2. Preheat the oven to 350 degrees Fahrenheit. Toast the cinnamon, clove, allspice, and nutmeg in a large sauté pan over medium heat until fragrant, about one minute. (If you're using a combination of ground and whole spices here, toast the whole spices, followed separately by the ground.) Grind the whole spices to a powder in a spice grinder, and return all the spices to the pan. Quickly stir in the salt, brown sugar, vanilla bean paste, and apples. Cook, stirring occasionally, until the apples release some liquid, soften a bit, and have an al dente texture, about five to 10 minutes.
3. Turn off the heat, strain the liquid from the apples into a container, and return the apples to the sauté pan. Weigh the liquid. Replace 50 to 100 percent of the liquid by weight with an equal weight of powdered, freeze-dried apple, stirring that into the filling. Try 100 percent if you like firmer filling, 50-50 if you like it juicier.

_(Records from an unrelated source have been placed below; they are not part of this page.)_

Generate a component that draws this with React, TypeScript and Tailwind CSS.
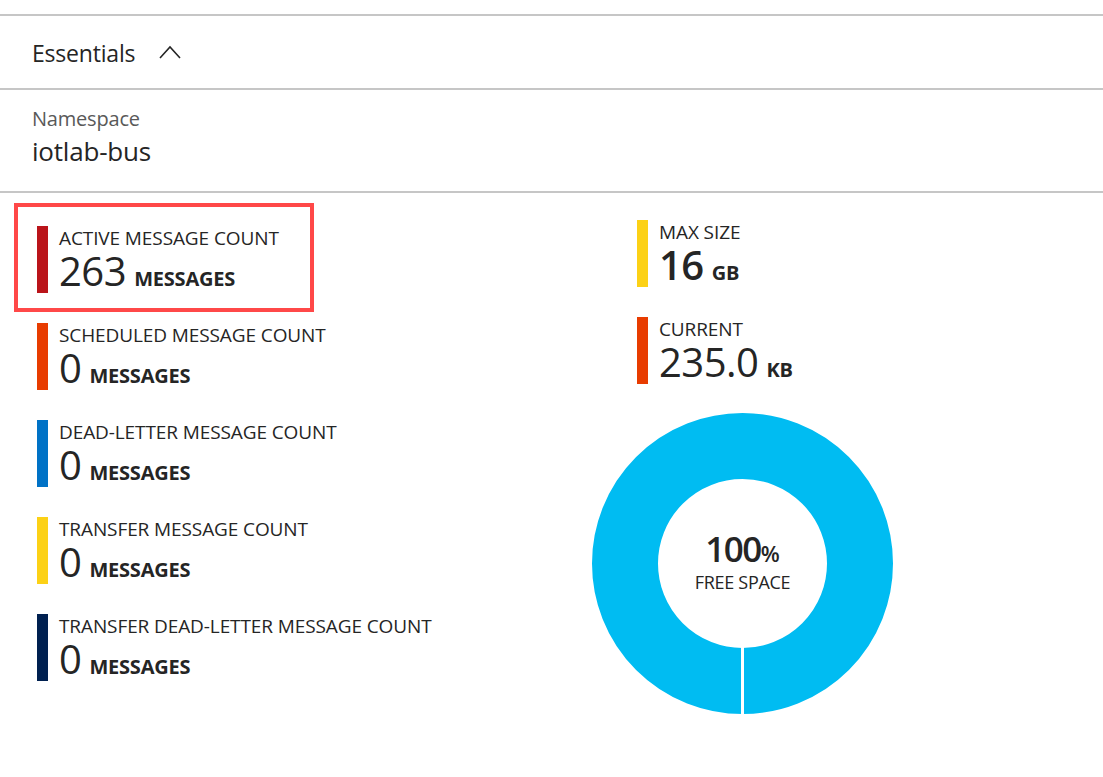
import React from 'react';

type Metric = {
  label: string;
  value: string;
  unit: string;
  color: string;
  boldValue?: boolean;
};

const counts: Metric[] = [
  { label: 'ACTIVE MESSAGE COUNT', value: '263', unit: 'MESSAGES', color: 'bg-[#ba141a]' },
  { label: 'SCHEDULED MESSAGE COUNT', value: '0', unit: 'MESSAGES', color: 'bg-[#e83c00]' },
  { label: 'DEAD-LETTER MESSAGE COUNT', value: '0', unit: 'MESSAGES', color: 'bg-[#0072c6]' },
  { label: 'TRANSFER MESSAGE COUNT', value: '0', unit: 'MESSAGES', color: 'bg-[#fcd116]' },
  { label: 'TRANSFER DEAD-LETTER MESSAGE COUNT', value: '0', unit: 'MESSAGES', color: 'bg-[#002050]' },
];

const sizes: Metric[] = [
  { label: 'MAX SIZE', value: '16', unit: 'GB', color: 'bg-[#fcd116]', boldValue: true },
  { label: 'CURRENT', value: '235.0', unit: 'KB', color: 'bg-[#e83c00]' },
];

function MetricTile({ m }: { m: Metric }) {
  return (
    <div className="flex h-[67px]">
      <div className={`w-[11px] shrink-0 ${m.color}`} />
      <div className="pl-[11px] text-[#252525]">
        <div className="text-[19px] leading-[24px] tracking-[-0.1px]">{m.label}</div>
        <div className="flex items-baseline leading-[42px]">
          <span className={`text-[40px] tracking-[-0.5px] ${m.boldValue ? 'font-semibold' : ''}`}>{m.value}</span>
          <span className="text-[20px] font-bold ml-[8px] tracking-[-0.2px]">{m.unit}</span>
        </div>
      </div>
    </div>
  );
}

function Donut() {
  return (
    <div className="relative w-[301px] h-[301px]">
      <svg width="301" height="301" viewBox="0 0 301 301">
        <circle cx="150.5" cy="150.5" r="117.5" fill="none" stroke="#00bcf2" strokeWidth="66" />
        <rect x="149" y="234" width="3" height="68" fill="#ffffff" />
      </svg>
      <div className="absolute inset-0 flex flex-col items-center justify-center text-[#252525]">
        <div className="flex items-baseline leading-[36px] mt-[-4px]">
          <span className="text-[35px] font-semibold tracking-[-1.5px]">100</span>
          <span className="text-[22px] font-semibold">%</span>
        </div>
        <div className="text-[18px] leading-[22px] tracking-[-0.3px]">FREE SPACE</div>
      </div>
    </div>
  );
}

export default function App() {
  return (
    <div className="w-[1103px] h-[777px] bg-white pt-[14px] font-['Open_Sans',sans-serif] overflow-hidden">
      {/* Essentials header */}
      <div className="border-t-2 border-[#c6c6c6] h-[74px] flex items-center pl-[32px]">
        <span className="text-[23px] mt-[2px] text-[#252525] tracking-[-0.2px]">Essentials</span>
        <svg className="ml-[24px]" width="22" height="14" viewBox="0 0 22 14">
          <polyline points="1,13 11,2 21,13" fill="none" stroke="#252525" strokeWidth="1.6" />
        </svg>
      </div>

      {/* Namespace */}
      <div className="border-t-2 border-[#c6c6c6] h-[103px] pl-[32px] pt-[16px]">
        <div className="text-[20px] leading-[26px] text-[#595959] tracking-[-0.2px]">Namespace</div>
        <div className="text-[26px] leading-[38px] text-[#252525] tracking-[-0.2px]">iotlab-bus</div>
      </div>

      {/* Metrics */}
      <div className="border-t-2 border-[#c6c6c6] flex">
        <div className="relative w-[600px] pl-[37px] pt-[33px] flex flex-col gap-[30px]">
          {/* highlight box */}
          <div className="absolute left-[14px] top-[10px] w-[300px] h-[109px] border-[4px] border-[#ff4848]" />
          {counts.map((m) => (
            <MetricTile key={m.label} m={m} />
          ))}
        </div>
        <div className="pl-[37px] pt-[27px] flex flex-col">
          <div className="flex flex-col gap-[30px]">
            {sizes.map((m) => (
              <MetricTile key={m.label} m={m} />
            ))}
          </div>
          <div className="mt-[29px] ml-[-45px]">
            <Donut />
          </div>
        </div>
      </div>
    </div>
  );
}
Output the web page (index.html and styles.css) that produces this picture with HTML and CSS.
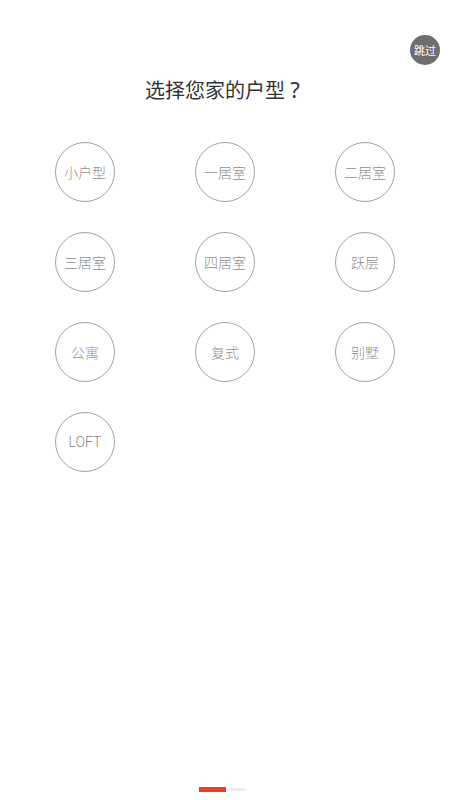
FILE: index.html
```html
<!DOCTYPE html>
<html lang="zh-CN">
<head>
<meta charset="utf-8">
<title>选择您家的户型</title>
<link rel="stylesheet" href="styles.css">
</head>
<body>
<div class="page">
  <button class="skip">跳过</button>
  <h1 class="title">选择您家的户型<span class="qmark">?</span></h1>
  <div class="grid">
    <div class="cell"><span class="opt">小户型</span></div>
    <div class="cell"><span class="opt">一居室</span></div>
    <div class="cell"><span class="opt">二居室</span></div>
    <div class="cell"><span class="opt">三居室</span></div>
    <div class="cell"><span class="opt">四居室</span></div>
    <div class="cell"><span class="opt">跃层</span></div>
    <div class="cell"><span class="opt">公寓</span></div>
    <div class="cell"><span class="opt">复式</span></div>
    <div class="cell"><span class="opt">别墅</span></div>
    <div class="cell"><span class="opt latin">LOFT</span></div>
  </div>
  <div class="dots">
    <span class="dot active"></span>
    <span class="dot"></span>
  </div>
</div>
</body>
</html>
```

FILE: styles.css
```css
* { box-sizing: border-box; }
html, body {
  margin: 0;
  padding: 0;
  background: #ffffff;
}
body {
  font-family: "Noto Sans CJK SC", "Noto Sans", sans-serif;
}
.page {
  position: relative;
  width: 450px;
  height: 800px;
  display: flex;
  flex-direction: column;
  padding-top: 75px;
}
.skip {
  position: absolute;
  top: 35px;
  left: 410px;
  width: 30px;
  height: 30px;
  border-radius: 50%;
  border: none;
  padding: 0;
  background: #6e6e6e;
  color: #ffffff;
  font-family: "Noto Sans CJK SC", sans-serif;
  font-size: 11px;
  line-height: 30px;
  text-align: center;
}
.title {
  margin: 0;
  height: 28px;
  font-size: 20px;
  line-height: 28px;
  font-weight: 400;
  color: #333333;
  text-align: center;
}
.qmark {
  display: inline-block;
  width: 20px;
  text-align: center;
  font-family: "Noto Sans", "DejaVu Sans", sans-serif;
  font-size: 22px;
  line-height: 28px;
}
.grid {
  margin-top: 39px;
  padding-left: 15px;
  display: grid;
  grid-template-columns: repeat(3, 140px);
  row-gap: 30px;
}
.cell {
  display: flex;
  justify-content: center;
}
.opt {
  width: 60px;
  height: 60px;
  border-radius: 50%;
  border: 1px solid #a2a2a2;
  display: flex;
  align-items: center;
  justify-content: center;
  font-size: 14px;
  font-weight: 300;
  color: #909090;
}
.opt.latin {
  font-family: "Roboto", "Noto Sans", sans-serif;
  font-size: 14px;
  font-weight: 300;
  color: #888888;
}
.dots {
  margin-top: auto;
  margin-bottom: 8px;
  display: flex;
  align-items: center;
  justify-content: center;
  gap: 4px;
  padding-right: 6px;
}
.dot {
  width: 15px;
  height: 3px;
  background: #ececec;
}
.dot.active {
  width: 27px;
  height: 5px;
  background: #f23a2a;
}
```
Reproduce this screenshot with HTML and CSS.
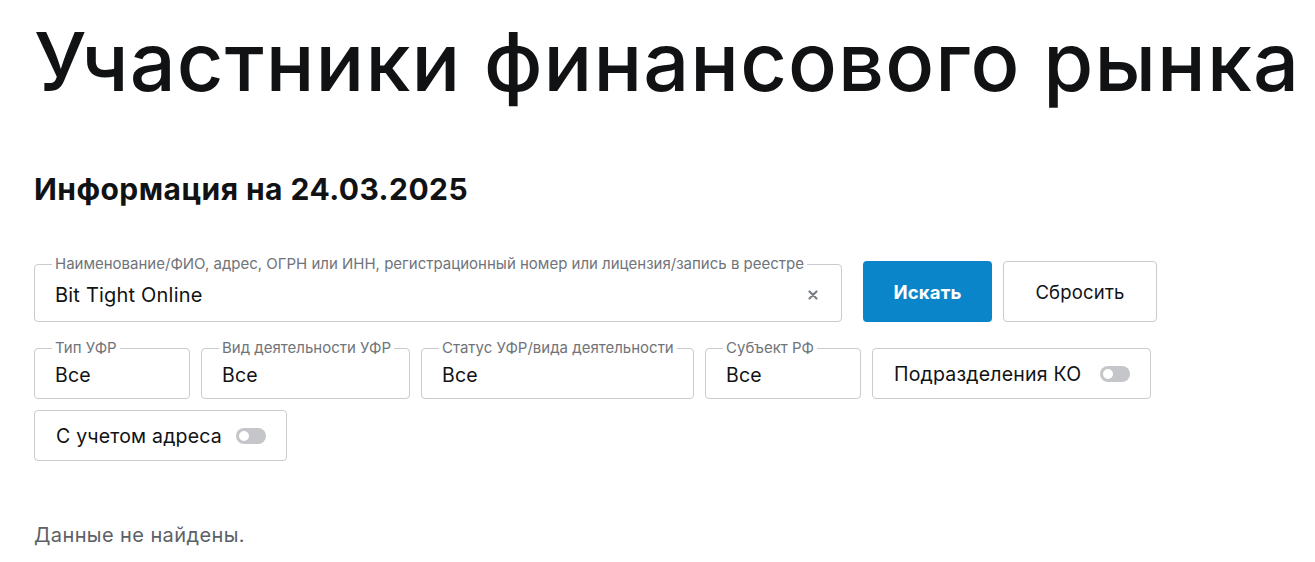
FILE: index.html
```html
<!DOCTYPE html>
<html lang="ru">
<head>
  <meta charset="UTF-8" />
  <meta name="viewport" content="width=device-width, initial-scale=1.0"/>
  <title>Участники финансового рынка</title>
  <link rel="stylesheet" href="styles.css">
</head>
<body>
  <div class="page">
    <h1>Участники финансового рынка</h1>
    <h2>Информация на 24.03.2025</h2>

    <div class="search-row">
      <fieldset class="field field-search">
        <legend>Наименование/ФИО, адрес, ОГРН или ИНН, регистрационный номер или лицензия/запись в реестре</legend>
        <div class="field-value search-value">
          <span>Bit Tight Online</span>
          <svg class="clear" width="10" height="10" viewBox="0 0 10 10">
            <path d="M1.5 1.5 L8.5 8.5 M8.5 1.5 L1.5 8.5" stroke="#7b8087" stroke-width="2.2" stroke-linecap="round"/>
          </svg>
        </div>
      </fieldset>
      <div class="buttons">
        <button class="btn btn-primary">Искать</button>
        <button class="btn btn-secondary">Сбросить</button>
      </div>
    </div>

    <div class="filters">
      <fieldset class="field w-type">
        <legend>Тип УФР</legend>
        <div class="field-value">Все</div>
      </fieldset>
      <fieldset class="field w-kind">
        <legend>Вид деятельности УФР</legend>
        <div class="field-value">Все</div>
      </fieldset>
      <fieldset class="field w-status">
        <legend>Статус УФР/вида деятельности</legend>
        <div class="field-value">Все</div>
      </fieldset>
      <fieldset class="field w-region">
        <legend>Субъект РФ</legend>
        <div class="field-value">Все</div>
      </fieldset>
      <label class="toggle-box w-ko">
        <span>Подразделения КО</span>
        <span class="switch"></span>
      </label>
      <label class="toggle-box w-addr">
        <span>С учетом адреса</span>
        <span class="switch"></span>
      </label>
    </div>

    <p class="empty">Данные не найдены.</p>
  </div>
</body>
</html>
```

FILE: styles.css
```css
body {
  margin: 0;
  background: #fff;
  font-family: 'Inter', 'Noto Sans', sans-serif;
  color: #111214;
}
.page {
  padding: 0 34px;
}
h1 {
  margin: 22px 0 0;
  font-size: 81px;
  line-height: 81px;
  font-weight: 500;
  letter-spacing: 1.1px;
  white-space: nowrap;
}
h2 {
  margin: 70px 0 0;
  font-size: 30px;
  line-height: 32px;
  font-weight: 700;
  letter-spacing: 0.45px;
}
.search-row {
  display: flex;
  align-items: flex-end;
  margin-top: 51px;
}
.field {
  margin: 0;
  padding: 0 20px 0 20px;
  border: 1px solid #c9cbce;
  border-radius: 4px;
  box-sizing: border-box;
  min-width: 0;
}
.field legend {
  font-size: 15px;
  line-height: 16px;
  color: #6f747a;
  padding: 0 3px;
  margin-left: -3px;
  white-space: nowrap;
}
.field-value {
  height: 42px;
  line-height: 38px;
  font-size: 19.5px;
  letter-spacing: 0.2px;
}
.field-search {
  width: 808px;
}
.search-value {
  height: 49px;
  line-height: 46px;
  font-size: 20px;
  display: flex;
  justify-content: space-between;
  align-items: center;
  padding-bottom: 3px;
  box-sizing: border-box;
}
.clear {
  margin-right: 3px;
}
.buttons {
  display: flex;
  gap: 11px;
  margin-left: 21px;
}
.btn {
  height: 61px;
  border-radius: 4px;
  font-family: inherit;
  font-size: 18.5px;
  letter-spacing: 0.2px;
  cursor: pointer;
}
.btn-primary {
  width: 129px;
  background: #0a85c9;
  border: none;
  color: #fff;
  font-weight: 700;
}
.btn-secondary {
  width: 154px;
  background: #fff;
  border: 1px solid #c9cbce;
  color: #111214;
}
.filters {
  display: flex;
  flex-wrap: wrap;
  align-items: flex-end;
  gap: 11px;
  margin-top: 18px;
}
.w-type { width: 156px; }
.w-kind { width: 209px; }
.w-status { width: 273px; }
.w-region { width: 156px; }
.w-ko { width: 279px; }
.w-addr { width: 253px; }
.toggle-box {
  height: 51px;
  box-sizing: border-box;
  border: 1px solid #c9cbce;
  border-radius: 4px;
  display: flex;
  align-items: center;
  justify-content: space-between;
  padding: 0 20px 0 21px;
  font-size: 19.5px;
  letter-spacing: 0.2px;
  white-space: nowrap;
}
.switch {
  width: 30px;
  height: 16px;
  border-radius: 8px;
  background: #c4c6c9;
  position: relative;
  flex-shrink: 0;
}
.switch::after {
  content: "";
  position: absolute;
  left: 3px;
  top: 3px;
  width: 10px;
  height: 10px;
  border-radius: 50%;
  background: #fff;
}
.empty {
  margin: 62px 0 0;
  font-size: 20px;
  line-height: 24px;
  letter-spacing: 0.4px;
  color: #5c6168;
}
```
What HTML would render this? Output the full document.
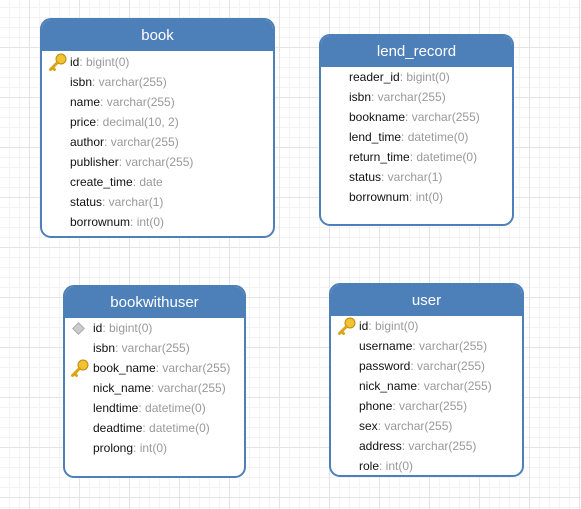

Save any unused liquid for another use, perhaps adding it to a glass of bourbon.
4. Roll out one dough ball on a lightly floured surface, creating a 12-inch disc, then transfer it to the bottom of a 9-inch borosilicate glass pie dish, gently pressing the dough against the side of the pie dish and draping the excess over the edge. Add the filling. Roll out the second dough ball and drape it over the top of the pie. Use your fingers to pinch the top and bottom layers of dough together, then trim the edge with a knife. Cut a couple of 2-inch slits in the top of the dough, and add a dusting of cinnamon and a fat pinch of Maldon salt.
5. Bake the pie for 30 minutes at 350 degrees, then take a look at the crust. If it's on its way to a nice brown color, leave it be and let it cook for another 10 minutes. If it's not starting to brown, increase the heat to 450 degrees and check its progress every five minutes. Remove the pie from the oven when the crust is a nice, golden brown.